I feel the excited smile radiate from the little body that is only a shadow in the darkness.
“ Well, I was in your belly and I remember that this was where I belonged. I didn’t know exactly where I was in your belly, but I knew that this was my home…. Well, I couldn’t really think that, but I knew that it was true. And I could push like this (she holds her hands in little fists and kneads the air) and when I would knock against your belly, ‘Hello, who’s there?’ and I would push—that felt like I was playing. And I could see… it was like when you close your eyes and it’s light outside and you can see different colors—red, orange, yellow—bright!—and then black, like now, when there is no light, and blue and green. And it felt sort of smooth, like the way it felt to touch my boo-boo (Lyra had skinned her knee and she had touched the bloody area with antibiotic ointment on it when we were attending to the wound); it felt the way a slug feels but not sticky, smooth. I could see the opening to the tunnel I was going to come out of too. It was this big (she made an “O” shape with both hands), or maybe this big (she narrowed the diameter of her “O”). And I saw it and then I dropped. There were sounds—rustle, rustle, rustle. There were people around. Well, I couldn’t really hear them, but it was like when we are at Grandma’s house and I can hear the people talking on the radio downstairs in the exercise room, but the door is closed and all I hear is just, “Waaw, waaw, waaw.” It was like that. I also heard some screaming… hmm, maybe it was some kids outside. I don’t know. Well, when I heard the rustling sound I thought, “Hey! Maybe I’m going to come out now!!” But I didn’t really think it because I couldn’t think, of course, but I knew this because I had a mind and my heart told me, the light bulb in my heart told me. And I wriggled. Well, I had to wriggle to get out!”

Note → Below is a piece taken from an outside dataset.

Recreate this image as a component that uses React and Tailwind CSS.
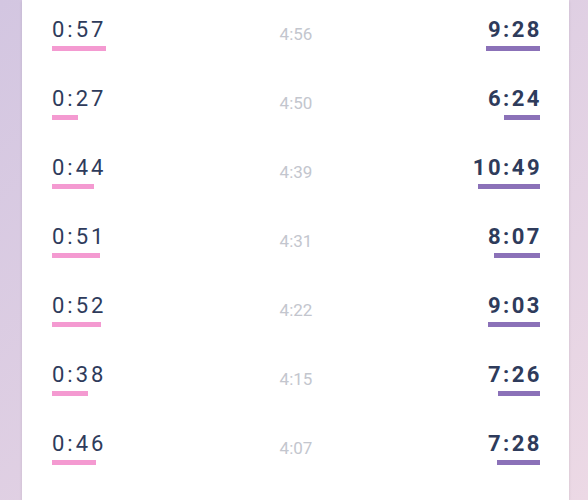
import React from "react";

// split, interval, total
const rows = [
  { split: "0:57", interval: "4:56", total: "9:28" },
  { split: "0:27", interval: "4:50", total: "6:24" },
  { split: "0:44", interval: "4:39", total: "10:49" },
  { split: "0:51", interval: "4:31", total: "8:07" },
  { split: "0:52", interval: "4:22", total: "9:03" },
  { split: "0:38", interval: "4:15", total: "7:26" },
  { split: "0:46", interval: "4:07", total: "7:28" },
];

const toSeconds = (t) => {
  const [m, s] = t.split(":").map(Number);
  return m * 60 + s;
};

function Row({ split, interval, total }) {
  const leftW = (toSeconds(split) / 60) * 57;
  const rightW = (toSeconds(total) / 600) * 57;

  return (
    <div className="grid grid-cols-3 items-center pt-[17px] pb-[18px]">
      <div className="flex flex-col items-start">
        <span className="text-[22px] leading-[26px] tracking-[3px] text-[#2e3b5b]">{split}</span>
        <div className="mt-[3px] h-[5px] bg-[#f49ad1]" style={{ width: leftW }} />
      </div>
      <div className="text-center text-[17px] leading-[17px] text-[#c3c6ce] mt-[1px]">{interval}</div>
      <div className="flex flex-col items-end">
        <span className="text-[22px] leading-[26px] tracking-[2.5px] font-bold text-[#2e3b5b] -mr-[2px]">{total}</span>
        <div className="mt-[3px] h-[5px] bg-[#8b71b8]" style={{ width: rightW }} />
      </div>
    </div>
  );
}

export default function App() {
  return (
    <div
      className="h-[500px] w-[588px] overflow-hidden bg-linear-to-br from-[#d3c6e1] to-[#ecd9e5] flex"
      style={{ fontFamily: "Roboto, 'Noto Sans', sans-serif" }}
    >
      <div className="ml-[22px] w-[547px] h-full bg-white shadow-sm pl-[30px] pr-[29px]">
        {rows.map((r) => (
          <Row key={r.split + r.total} {...r} />
        ))}
      </div>
    </div>
  );
}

“And how did you feel when you got out?”
“Well, when I was all wrapped in a blanket and in Mommy’s arms or Daddy’s arms, I felt confused. I didn’t know where I was and I didn’t like it. I didn’t know that I was going to be here forever.”

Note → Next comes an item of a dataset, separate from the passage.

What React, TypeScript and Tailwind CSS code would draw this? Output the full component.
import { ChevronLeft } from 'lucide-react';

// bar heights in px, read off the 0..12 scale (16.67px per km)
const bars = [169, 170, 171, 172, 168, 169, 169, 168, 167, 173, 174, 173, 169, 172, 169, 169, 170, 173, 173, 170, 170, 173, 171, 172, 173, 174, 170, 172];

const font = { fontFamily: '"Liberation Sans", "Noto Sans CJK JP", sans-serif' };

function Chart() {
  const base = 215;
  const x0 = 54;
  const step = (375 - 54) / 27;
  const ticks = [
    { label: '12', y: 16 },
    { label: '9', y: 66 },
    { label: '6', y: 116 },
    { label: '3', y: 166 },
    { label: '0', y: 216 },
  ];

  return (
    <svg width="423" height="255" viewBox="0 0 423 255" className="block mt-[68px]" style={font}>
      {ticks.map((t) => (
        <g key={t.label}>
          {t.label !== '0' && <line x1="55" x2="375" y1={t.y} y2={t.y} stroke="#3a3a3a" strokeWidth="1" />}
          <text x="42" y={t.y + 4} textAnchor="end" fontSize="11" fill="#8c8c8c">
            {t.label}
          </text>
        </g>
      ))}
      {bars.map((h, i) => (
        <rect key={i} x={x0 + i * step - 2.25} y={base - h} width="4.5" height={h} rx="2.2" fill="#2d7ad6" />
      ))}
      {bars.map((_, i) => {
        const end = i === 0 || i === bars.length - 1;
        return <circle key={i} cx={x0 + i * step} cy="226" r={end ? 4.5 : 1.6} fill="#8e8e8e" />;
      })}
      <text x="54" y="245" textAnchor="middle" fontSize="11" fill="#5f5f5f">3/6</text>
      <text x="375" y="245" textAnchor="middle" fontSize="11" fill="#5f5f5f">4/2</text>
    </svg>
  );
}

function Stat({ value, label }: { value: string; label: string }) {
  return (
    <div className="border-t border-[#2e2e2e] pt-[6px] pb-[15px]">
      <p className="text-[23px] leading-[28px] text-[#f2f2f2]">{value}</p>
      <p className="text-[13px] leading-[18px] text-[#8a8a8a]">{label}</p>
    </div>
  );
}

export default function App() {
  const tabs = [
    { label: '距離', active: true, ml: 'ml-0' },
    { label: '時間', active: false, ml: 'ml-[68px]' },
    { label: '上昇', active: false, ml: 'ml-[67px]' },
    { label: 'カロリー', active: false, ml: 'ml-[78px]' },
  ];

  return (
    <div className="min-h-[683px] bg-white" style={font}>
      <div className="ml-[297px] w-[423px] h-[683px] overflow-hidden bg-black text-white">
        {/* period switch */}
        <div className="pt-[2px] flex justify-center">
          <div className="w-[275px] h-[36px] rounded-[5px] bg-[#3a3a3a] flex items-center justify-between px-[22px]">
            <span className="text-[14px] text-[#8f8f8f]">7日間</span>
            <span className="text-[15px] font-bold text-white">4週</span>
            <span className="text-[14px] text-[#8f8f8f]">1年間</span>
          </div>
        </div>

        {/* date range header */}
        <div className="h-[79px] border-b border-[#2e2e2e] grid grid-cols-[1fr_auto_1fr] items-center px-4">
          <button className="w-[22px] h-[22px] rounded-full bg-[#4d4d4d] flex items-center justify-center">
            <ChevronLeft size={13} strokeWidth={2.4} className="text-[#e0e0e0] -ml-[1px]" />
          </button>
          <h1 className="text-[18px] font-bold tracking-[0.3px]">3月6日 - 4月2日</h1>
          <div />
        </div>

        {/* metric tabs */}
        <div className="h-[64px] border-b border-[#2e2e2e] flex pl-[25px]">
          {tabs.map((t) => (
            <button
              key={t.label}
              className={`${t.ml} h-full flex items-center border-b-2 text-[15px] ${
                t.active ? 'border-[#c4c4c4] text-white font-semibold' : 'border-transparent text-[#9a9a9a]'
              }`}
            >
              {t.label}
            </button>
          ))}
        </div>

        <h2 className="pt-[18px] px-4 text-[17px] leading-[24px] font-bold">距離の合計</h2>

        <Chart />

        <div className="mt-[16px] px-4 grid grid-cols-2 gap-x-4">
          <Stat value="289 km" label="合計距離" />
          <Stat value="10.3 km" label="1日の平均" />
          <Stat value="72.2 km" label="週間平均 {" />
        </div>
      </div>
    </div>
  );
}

We both contemplated this for a moment.
“Then life happened and here I am.” She said with finality. “How did you feel, Mommy, when I was born?”
“I felt amazed, Lyra, amazed that you existed at all.”
“That’s silly! Of course I existed. What do you mean!?”
“I don’t know. Just amazed. I still feel that way all that time. I’m just amazed that you are.”
“Hmm.”
Lyra rolls over and, within one minute, has left this story behind and entered sleep.
For your contemplation: In what ways do you give birth to yourself, your identity, again and again? How have you been guided by “the lightbulb in your heart?”
Recommendation: Try, for a few hours, invoking a sense of awe about anything and everything in your life: your car, the bread of your sandwich, the sunlight through the window, the itch on your knee.

This is so beautiful. I find myself wondering how she has come to articulate her experience this way, and realizing that it doesn’t matter how it’s pieced together–what an incredible story! I’m also so touched that you’re able to intuit her longing for intimacy, I’m reassured that you are an empathic presence in her life, and she’s sooo lucky to get that feedback from her mom. I do often think of how amazing it is just to “be”; particularly when there’s a delay at the airport, I always think the inconvenience pales in comparison to the fact that planes actually exist!